Mister booking.com torna al Collegio del Mondo unito

Nel guardare il bicchiere, lo vede sempre mezzo pieno. Darren Houston è ottimista di natura. Sarà per il fatto che è nato a Hope, British Columbia, la provincia canadese più occidentale. Hope come speranza, dunque, per un signore che appare quasi sempre con il sorriso sulle labbra. Alla soglia dei cinquant’anni - li compirà il prossimo gennaio -, Houston è ritornato al Collegio del Mondo unito dell’Adriatico di Duino, dove ha passato «due anni fantastici, ricchi di ricordi».
A metà degli anni Ottanta era un giovanotto canadese sveglio, appassionato di vela e di windsurf, «sport che ho praticato molto durante la permanenza triestina». Davanti a sé vedeva un futuro nel mondo della diplomazia, ma poi il destino l’ha condotto su altri lidi: prima sulla sponda Microsoft, dove ha vestito i panni del dirigente per diversi anni, poi su booking.com, sito internet leader nel mercato delle prenotazioni turistiche, del quale Houston è attualmente l’amministratore delegato.
L’ottimismo è diventato il filtro attraverso il quale il ceo di booking.com guarda al mondo e ai suoi continui cambiamenti. Dalla sua esperienza duinese sono cambiate molte cose: «Al mondo c’erano moltissimi confini - ricorda il manager- . Il solo andare nell’allora Jugoslavia ci sembrava una cosa complicata. C’era la guerra fredda e si percepiva la frattura fra due mondi, quello occidentale e quello sovietico».

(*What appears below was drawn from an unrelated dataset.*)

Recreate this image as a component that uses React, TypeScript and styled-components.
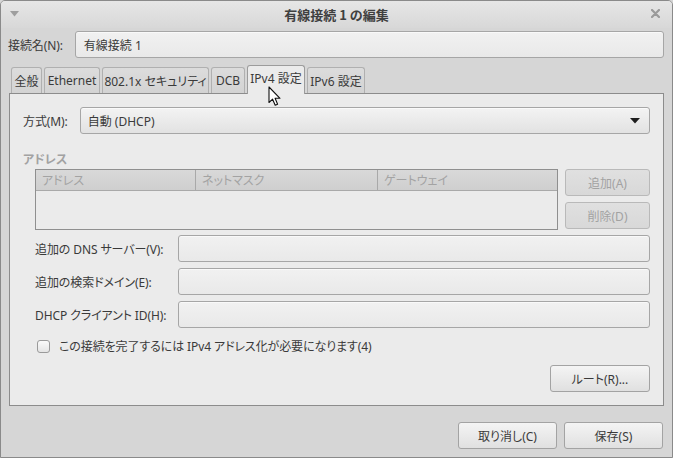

Caduti i confini fisici, con l’avvento del computer e di internet sono cadute molte altre barriere, che hanno contribuito ad accorciare le distanze, soprattutto quelle mentali. «Il mondo di oggi è più piccolo e accessibile di un tempo - sorride Houston - . L’Italia degli anni Ottanta era molto diversa: quasi nessuno parlava l’inglese, neanche nei caffè di Venezia. Molte cose sono cambiate, ma altre sono rimaste tali e quali ad allora. La bellezza di questa parte del mondo è rimasta intatta e anche il bar nella piazza di Duino non è cambiato. Ci sono ritornato con piacere».
Lo sguardo propositivo non viene meno neanche nel rivolgersi ai giovani che frequentano il Collegio duinese, ai quali ha raccontato la propria esperienza, affrontando le tematiche della leadership e del successo: «I ragazzi di oggi sono svegli - sottolinea Houston - . Sanno usare al meglio la tecnologia, riuscendo ad avere accesso a molte informazioni. La loro sfida più grande è quella del lavoro. Ci stiamo lasciando alle spalle una fase critica e stiamo andando incontro a un periodo molto interessante».
Ma qual è la formula per emergere attraverso delle acque che appaiono ancora agitate? «Il mio consiglio - spiega il dirigente canadese - è quello di girare il mondo e conoscere più posti e persone possibili. Arriverà il momento per ogni giovane di porsi degli obiettivi e di provare a perseguirli, ma questa non deve diventare una ossessione per la vita».
E se la sua vita lavorativa non l’avesse portata dove è ora? «Avrei fatto il giocatore di golf professionista - risponde Houston senza mascherare una certa autoironia - , anche se non è che sia così bravo in questo sport».